-- begin --

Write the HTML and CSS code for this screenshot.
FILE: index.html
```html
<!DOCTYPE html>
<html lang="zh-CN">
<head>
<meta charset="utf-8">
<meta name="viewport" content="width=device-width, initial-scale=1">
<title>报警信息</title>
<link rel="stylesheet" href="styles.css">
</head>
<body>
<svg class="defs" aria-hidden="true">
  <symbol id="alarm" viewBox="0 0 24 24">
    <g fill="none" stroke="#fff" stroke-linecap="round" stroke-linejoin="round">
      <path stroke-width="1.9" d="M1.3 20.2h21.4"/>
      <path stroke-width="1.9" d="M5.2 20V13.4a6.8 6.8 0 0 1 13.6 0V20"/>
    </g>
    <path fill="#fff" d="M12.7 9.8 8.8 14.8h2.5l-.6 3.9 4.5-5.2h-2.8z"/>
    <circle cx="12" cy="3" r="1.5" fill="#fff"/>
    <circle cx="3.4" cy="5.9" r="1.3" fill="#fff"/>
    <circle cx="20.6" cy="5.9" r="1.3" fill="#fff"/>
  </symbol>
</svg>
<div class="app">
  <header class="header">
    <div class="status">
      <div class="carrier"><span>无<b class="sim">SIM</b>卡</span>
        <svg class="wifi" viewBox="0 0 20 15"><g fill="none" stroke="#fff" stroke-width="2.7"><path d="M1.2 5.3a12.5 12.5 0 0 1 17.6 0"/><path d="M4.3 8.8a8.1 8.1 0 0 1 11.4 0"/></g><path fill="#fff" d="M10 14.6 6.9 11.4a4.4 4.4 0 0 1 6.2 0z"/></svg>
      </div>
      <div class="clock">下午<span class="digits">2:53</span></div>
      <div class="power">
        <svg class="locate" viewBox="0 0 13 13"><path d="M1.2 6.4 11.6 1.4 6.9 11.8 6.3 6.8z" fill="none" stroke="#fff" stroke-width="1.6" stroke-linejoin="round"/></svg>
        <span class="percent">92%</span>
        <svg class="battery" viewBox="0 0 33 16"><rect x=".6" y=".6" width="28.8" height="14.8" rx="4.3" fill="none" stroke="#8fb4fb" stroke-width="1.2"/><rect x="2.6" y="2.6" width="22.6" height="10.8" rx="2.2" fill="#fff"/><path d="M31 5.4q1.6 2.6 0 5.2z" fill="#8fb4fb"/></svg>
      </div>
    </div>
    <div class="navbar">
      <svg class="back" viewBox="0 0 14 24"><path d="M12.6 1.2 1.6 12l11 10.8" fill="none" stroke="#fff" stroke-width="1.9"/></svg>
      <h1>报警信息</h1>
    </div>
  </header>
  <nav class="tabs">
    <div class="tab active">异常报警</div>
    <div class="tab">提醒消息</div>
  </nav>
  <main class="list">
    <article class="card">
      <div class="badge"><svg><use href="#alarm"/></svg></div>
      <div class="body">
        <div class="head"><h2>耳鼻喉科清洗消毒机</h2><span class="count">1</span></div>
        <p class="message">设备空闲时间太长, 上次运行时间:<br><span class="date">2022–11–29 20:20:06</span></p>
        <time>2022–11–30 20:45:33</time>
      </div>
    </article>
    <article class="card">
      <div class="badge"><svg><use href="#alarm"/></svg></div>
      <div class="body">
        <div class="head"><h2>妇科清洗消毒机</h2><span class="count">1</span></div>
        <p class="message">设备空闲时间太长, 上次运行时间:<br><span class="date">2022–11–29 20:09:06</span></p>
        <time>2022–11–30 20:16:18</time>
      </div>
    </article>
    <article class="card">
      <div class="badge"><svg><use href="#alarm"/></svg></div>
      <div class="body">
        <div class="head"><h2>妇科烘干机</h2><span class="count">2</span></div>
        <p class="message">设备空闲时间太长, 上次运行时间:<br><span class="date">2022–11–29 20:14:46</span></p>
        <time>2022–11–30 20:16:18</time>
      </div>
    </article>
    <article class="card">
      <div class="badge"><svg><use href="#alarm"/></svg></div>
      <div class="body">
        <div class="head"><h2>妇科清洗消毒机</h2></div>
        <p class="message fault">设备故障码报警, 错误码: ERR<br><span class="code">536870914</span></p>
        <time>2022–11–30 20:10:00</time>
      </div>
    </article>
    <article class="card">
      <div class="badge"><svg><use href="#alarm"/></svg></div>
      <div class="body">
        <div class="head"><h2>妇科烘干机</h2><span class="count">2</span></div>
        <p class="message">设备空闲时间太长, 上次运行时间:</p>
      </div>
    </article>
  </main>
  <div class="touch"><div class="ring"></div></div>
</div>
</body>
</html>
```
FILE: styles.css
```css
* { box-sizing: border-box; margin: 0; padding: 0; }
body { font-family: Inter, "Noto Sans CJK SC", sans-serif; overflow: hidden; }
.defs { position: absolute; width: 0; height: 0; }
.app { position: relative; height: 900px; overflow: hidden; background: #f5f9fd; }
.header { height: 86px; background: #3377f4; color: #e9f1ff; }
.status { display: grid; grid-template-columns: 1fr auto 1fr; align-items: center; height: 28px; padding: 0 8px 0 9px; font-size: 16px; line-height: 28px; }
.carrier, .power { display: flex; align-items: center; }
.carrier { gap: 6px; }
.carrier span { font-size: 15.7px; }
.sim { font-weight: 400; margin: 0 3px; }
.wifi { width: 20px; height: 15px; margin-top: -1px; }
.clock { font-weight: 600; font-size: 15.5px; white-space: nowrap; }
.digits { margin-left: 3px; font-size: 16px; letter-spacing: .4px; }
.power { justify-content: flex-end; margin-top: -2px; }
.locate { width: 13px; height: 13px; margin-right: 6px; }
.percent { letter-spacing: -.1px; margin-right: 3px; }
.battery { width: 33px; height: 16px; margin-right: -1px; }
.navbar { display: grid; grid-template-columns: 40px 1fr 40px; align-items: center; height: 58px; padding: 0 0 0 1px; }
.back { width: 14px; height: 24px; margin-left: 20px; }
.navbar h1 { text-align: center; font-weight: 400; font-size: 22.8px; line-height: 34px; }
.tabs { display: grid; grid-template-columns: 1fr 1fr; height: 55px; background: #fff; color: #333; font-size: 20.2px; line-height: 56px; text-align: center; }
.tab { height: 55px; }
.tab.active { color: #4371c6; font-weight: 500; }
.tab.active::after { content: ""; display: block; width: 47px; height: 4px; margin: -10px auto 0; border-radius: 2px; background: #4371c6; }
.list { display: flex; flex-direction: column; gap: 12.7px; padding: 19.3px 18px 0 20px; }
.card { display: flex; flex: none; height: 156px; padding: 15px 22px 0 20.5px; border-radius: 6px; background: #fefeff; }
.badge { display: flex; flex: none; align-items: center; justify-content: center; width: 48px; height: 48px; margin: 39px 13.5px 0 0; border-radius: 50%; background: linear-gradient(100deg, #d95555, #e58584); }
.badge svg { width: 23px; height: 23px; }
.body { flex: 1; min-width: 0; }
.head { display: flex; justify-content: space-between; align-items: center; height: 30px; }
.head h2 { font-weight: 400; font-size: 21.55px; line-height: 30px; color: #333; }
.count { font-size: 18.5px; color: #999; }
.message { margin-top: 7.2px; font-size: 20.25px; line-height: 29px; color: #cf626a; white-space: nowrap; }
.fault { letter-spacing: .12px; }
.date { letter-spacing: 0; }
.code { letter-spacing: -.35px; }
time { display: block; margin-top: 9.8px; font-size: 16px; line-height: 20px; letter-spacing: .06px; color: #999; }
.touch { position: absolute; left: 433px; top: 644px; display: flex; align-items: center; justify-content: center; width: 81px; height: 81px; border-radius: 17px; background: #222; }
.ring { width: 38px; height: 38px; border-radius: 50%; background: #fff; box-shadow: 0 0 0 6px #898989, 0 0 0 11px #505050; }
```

-- end --

Transcribe the material exactly as it reads.

== Finished answer ==
Write the HTML and CSS code for this screenshot.
FILE: index.html
```html
<!DOCTYPE html>
<html lang="zh-CN">
<head>
<meta charset="utf-8">
<meta name="viewport" content="width=device-width, initial-scale=1">
<title>报警信息</title>
<link rel="stylesheet" href="styles.css">
</head>
<body>
<svg class="defs" aria-hidden="true">
  <symbol id="alarm" viewBox="0 0 24 24">
    <g fill="none" stroke="#fff" stroke-linecap="round" stroke-linejoin="round">
      <path stroke-width="1.9" d="M1.3 20.2h21.4"/>
      <path stroke-width="1.9" d="M5.2 20V13.4a6.8 6.8 0 0 1 13.6 0V20"/>
    </g>
    <path fill="#fff" d="M12.7 9.8 8.8 14.8h2.5l-.6 3.9 4.5-5.2h-2.8z"/>
    <circle cx="12" cy="3" r="1.5" fill="#fff"/>
    <circle cx="3.4" cy="5.9" r="1.3" fill="#fff"/>
    <circle cx="20.6" cy="5.9" r="1.3" fill="#fff"/>
  </symbol>
</svg>
<div class="app">
  <header class="header">
    <div class="status">
      <div class="carrier"><span>无<b class="sim">SIM</b>卡</span>
        <svg class="wifi" viewBox="0 0 20 15"><g fill="none" stroke="#fff" stroke-width="2.7"><path d="M1.2 5.3a12.5 12.5 0 0 1 17.6 0"/><path d="M4.3 8.8a8.1 8.1 0 0 1 11.4 0"/></g><path fill="#fff" d="M10 14.6 6.9 11.4a4.4 4.4 0 0 1 6.2 0z"/></svg>
      </div>
      <div class="clock">下午<span class="digits">2:53</span></div>
      <div class="power">
        <svg class="locate" viewBox="0 0 13 13"><path d="M1.2 6.4 11.6 1.4 6.9 11.8 6.3 6.8z" fill="none" stroke="#fff" stroke-width="1.6" stroke-linejoin="round"/></svg>
        <span class="percent">92%</span>
        <svg class="battery" viewBox="0 0 33 16"><rect x=".6" y=".6" width="28.8" height="14.8" rx="4.3" fill="none" stroke="#8fb4fb" stroke-width="1.2"/><rect x="2.6" y="2.6" width="22.6" height="10.8" rx="2.2" fill="#fff"/><path d="M31 5.4q1.6 2.6 0 5.2z" fill="#8fb4fb"/></svg>
      </div>
    </div>
    <div class="navbar">
      <svg class="back" viewBox="0 0 14 24"><path d="M12.6 1.2 1.6 12l11 10.8" fill="none" stroke="#fff" stroke-width="1.9"/></svg>
      <h1>报警信息</h1>
    </div>
  </header>
  <nav class="tabs">
    <div class="tab active">异常报警</div>
    <div class="tab">提醒消息</div>
  </nav>
  <main class="list">
    <article class="card">
      <div class="badge"><svg><use href="#alarm"/></svg></div>
      <div class="body">
        <div class="head"><h2>耳鼻喉科清洗消毒机</h2><span class="count">1</span></div>
        <p class="message">设备空闲时间太长, 上次运行时间:<br><span class="date">2022–11–29 20:20:06</span></p>
        <time>2022–11–30 20:45:33</time>
      </div>
    </article>
    <article class="card">
      <div class="badge"><svg><use href="#alarm"/></svg></div>
      <div class="body">
        <div class="head"><h2>妇科清洗消毒机</h2><span class="count">1</span></div>
        <p class="message">设备空闲时间太长, 上次运行时间:<br><span class="date">2022–11–29 20:09:06</span></p>
        <time>2022–11–30 20:16:18</time>
      </div>
    </article>
    <article class="card">
      <div class="badge"><svg><use href="#alarm"/></svg></div>
      <div class="body">
        <div class="head"><h2>妇科烘干机</h2><span class="count">2</span></div>
        <p class="message">设备空闲时间太长, 上次运行时间:<br><span class="date">2022–11–29 20:14:46</span></p>
        <time>2022–11–30 20:16:18</time>
      </div>
    </article>
    <article class="card">
      <div class="badge"><svg><use href="#alarm"/></svg></div>
      <div class="body">
        <div class="head"><h2>妇科清洗消毒机</h2></div>
        <p class="message fault">设备故障码报警, 错误码: ERR<br><span class="code">536870914</span></p>
        <time>2022–11–30 20:10:00</time>
      </div>
    </article>
    <article class="card">
      <div class="badge"><svg><use href="#alarm"/></svg></div>
      <div class="body">
        <div class="head"><h2>妇科烘干机</h2><span class="count">2</span></div>
        <p class="message">设备空闲时间太长, 上次运行时间:</p>
      </div>
    </article>
  </main>
  <div class="touch"><div class="ring"></div></div>
</div>
</body>
</html>
```
FILE: styles.css
```css
* { box-sizing: border-box; margin: 0; padding: 0; }
body { font-family: Inter, "Noto Sans CJK SC", sans-serif; overflow: hidden; }
.defs { position: absolute; width: 0; height: 0; }
.app { position: relative; height: 900px; overflow: hidden; background: #f5f9fd; }
.header { height: 86px; background: #3377f4; color: #e9f1ff; }
.status { display: grid; grid-template-columns: 1fr auto 1fr; align-items: center; height: 28px; padding: 0 8px 0 9px; font-size: 16px; line-height: 28px; }
.carrier, .power { display: flex; align-items: center; }
.carrier { gap: 6px; }
.carrier span { font-size: 15.7px; }
.sim { font-weight: 400; margin: 0 3px; }
.wifi { width: 20px; height: 15px; margin-top: -1px; }
.clock { font-weight: 600; font-size: 15.5px; white-space: nowrap; }
.digits { margin-left: 3px; font-size: 16px; letter-spacing: .4px; }
.power { justify-content: flex-end; margin-top: -2px; }
.locate { width: 13px; height: 13px; margin-right: 6px; }
.percent { letter-spacing: -.1px; margin-right: 3px; }
.battery { width: 33px; height: 16px; margin-right: -1px; }
.navbar { display: grid; grid-template-columns: 40px 1fr 40px; align-items: center; height: 58px; padding: 0 0 0 1px; }
.back { width: 14px; height: 24px; margin-left: 20px; }
.navbar h1 { text-align: center; font-weight: 400; font-size: 22.8px; line-height: 34px; }
.tabs { display: grid; grid-template-columns: 1fr 1fr; height: 55px; background: #fff; color: #333; font-size: 20.2px; line-height: 56px; text-align: center; }
.tab { height: 55px; }
.tab.active { color: #4371c6; font-weight: 500; }
.tab.active::after { content: ""; display: block; width: 47px; height: 4px; margin: -10px auto 0; border-radius: 2px; background: #4371c6; }
.list { display: flex; flex-direction: column; gap: 12.7px; padding: 19.3px 18px 0 20px; }
.card { display: flex; flex: none; height: 156px; padding: 15px 22px 0 20.5px; border-radius: 6px; background: #fefeff; }
.badge { display: flex; flex: none; align-items: center; justify-content: center; width: 48px; height: 48px; margin: 39px 13.5px 0 0; border-radius: 50%; background: linear-gradient(100deg, #d95555, #e58584); }
.badge svg { width: 23px; height: 23px; }
.body { flex: 1; min-width: 0; }
.head { display: flex; justify-content: space-between; align-items: center; height: 30px; }
.head h2 { font-weight: 400; font-size: 21.55px; line-height: 30px; color: #333; }
.count { font-size: 18.5px; color: #999; }
.message { margin-top: 7.2px; font-size: 20.25px; line-height: 29px; color: #cf626a; white-space: nowrap; }
.fault { letter-spacing: .12px; }
.date { letter-spacing: 0; }
.code { letter-spacing: -.35px; }
time { display: block; margin-top: 9.8px; font-size: 16px; line-height: 20px; letter-spacing: .06px; color: #999; }
.touch { position: absolute; left: 433px; top: 644px; display: flex; align-items: center; justify-content: center; width: 81px; height: 81px; border-radius: 17px; background: #222; }
.ring { width: 38px; height: 38px; border-radius: 50%; background: #fff; box-shadow: 0 0 0 6px #898989, 0 0 0 11px #505050; }
```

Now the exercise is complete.